This storytelling, journalistic and otherwise, is often what gives survivors a voice—or takes it away. It can shape the entire trajectory of a survivor’s experience in coming forward and how speaking up will impact their life. It can be a conduit for justice or a way to smother it. And beyond the impact on individual survivors, this storytelling shapes how the world understands and feels about violence and abuse. It informs how we treat each other and ourselves. It can and has done enormous good. But it can also reap serious, harmful consequences.
Today, I’m proud and excited to share an open letter and a list of proposals for survivor storytelling that I helped craft alongside Lauren Weingarten, M. Colleen McDaniel, and a group of researchers, advocates, and storytellers who shared their input during the editing process. We’re now collecting signatures from survivors, journalists, content creators, advocates, organizations, academics, and anyone who stands behind this mission to share these stories in an ethical and beneficial way. That could be you!
You can also follow along with the Survivor Stories Deserve Better Instagram account, which has been stewarded by Lauren, who also created MTMV, one of the first social media-based support communities by and for survivors.
I first met Lauren in my capacity as a journalist, and she has been the driving force behind this project. We’ve spent many hours discussing how the media industry and the social media landscape have been imperfect tools for survivor storytelling, and we want to help make them better through education, collaboration, and care.
These proposals combine the core journalistic ethic to minimize harm in reporting with more specialized knowledge about surviving abuse, violence, and trauma. Lauren and I, along with Colleen, who is the Director of Research & Program Development for It’s On Us (the largest American nonprofit dedicated to college sexual assault prevention), drew from our areas of expertise and personal experience to build this resource and initiative. The proposals include things like understanding basic trauma responses, always reaching out to survivors for comment, allowing survivors to choose what details of their stories to share publicly, providing accommodations and transparency throughout the reporting process, and much more. It was also important to us to recognize that storytellers can be survivors themselves.

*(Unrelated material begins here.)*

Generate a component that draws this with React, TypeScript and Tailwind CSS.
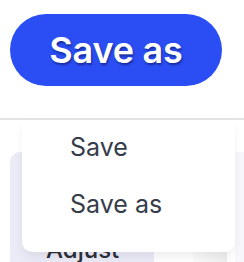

It has been my greatest honor and privilege to work with survivors to tell their stories and to advocate against the harm our society and culture—and our media—does to survivors. I’ve watched newsrooms and journalists and content creators get it right and wrong. I’ve watched myself get it right and wrong. I wish I had a tool like this when I started doing this reporting, because like most storytellers, I went into it completely blind. My hope is that through awareness and resources like the one we’re building, storytellers can be more informed before embarking on this consequential work. We’re not going to be perfect, but we should recognize and strive for a standard of care. We must pursue survivor storytelling when we can, but only if we can accept the responsibility it entails.
Something that I talked a lot about with Lauren and Colleen during this process is how individual reporters like myself can be disempowered in the hierarchies of journalism. I don’t think I would have been able to be as involved in Survivor Stories Deserve Better as I am today if I wasn’t an independent journalist. Most rank-and-file journalists I’ve encountered (although not all) care deeply about getting this right, but within sprawling newsrooms, bureaucratic editorial processes, and differing agendas, not everyone seems to. In addition to the people directly interacting with survivors in this line of work, I hope that people who possess editorial power can also strive to embody the care for survivors behind these proposals. There’s only so much you can do at the bottom of the totem pole as a journalist without the support of higher-ups in the newsroom.
If I could communicate just one thing, it would be that caring about survivors and working against injustice is not biased. Tragically, I’ve repeatedly encountered a stigma in the media world against compassion for the vulnerable, which is the opposite of what journalistic ethics and standards are supposed to be. But in the midst of Me Too backlash, this sense of so-called neutrality and pushback against the minimal gains survivors have made has become commonplace. That’s an injustice in itself. We cannot get better unless we understand and truly believe that our mission is to hold power to account. Addressing power-based violence through journalism and storytelling would have massive effects, not just on individual survivors, but on the massive systems that affect all of our everyday lives. It starts with caring for survivors and their stories.
Here’s the link to read and sign our open letter, and I have a couple other links to share from this weekend:
For WIRED, I wrote about how AI slop is transforming the real estate industry and showing up all over online listings.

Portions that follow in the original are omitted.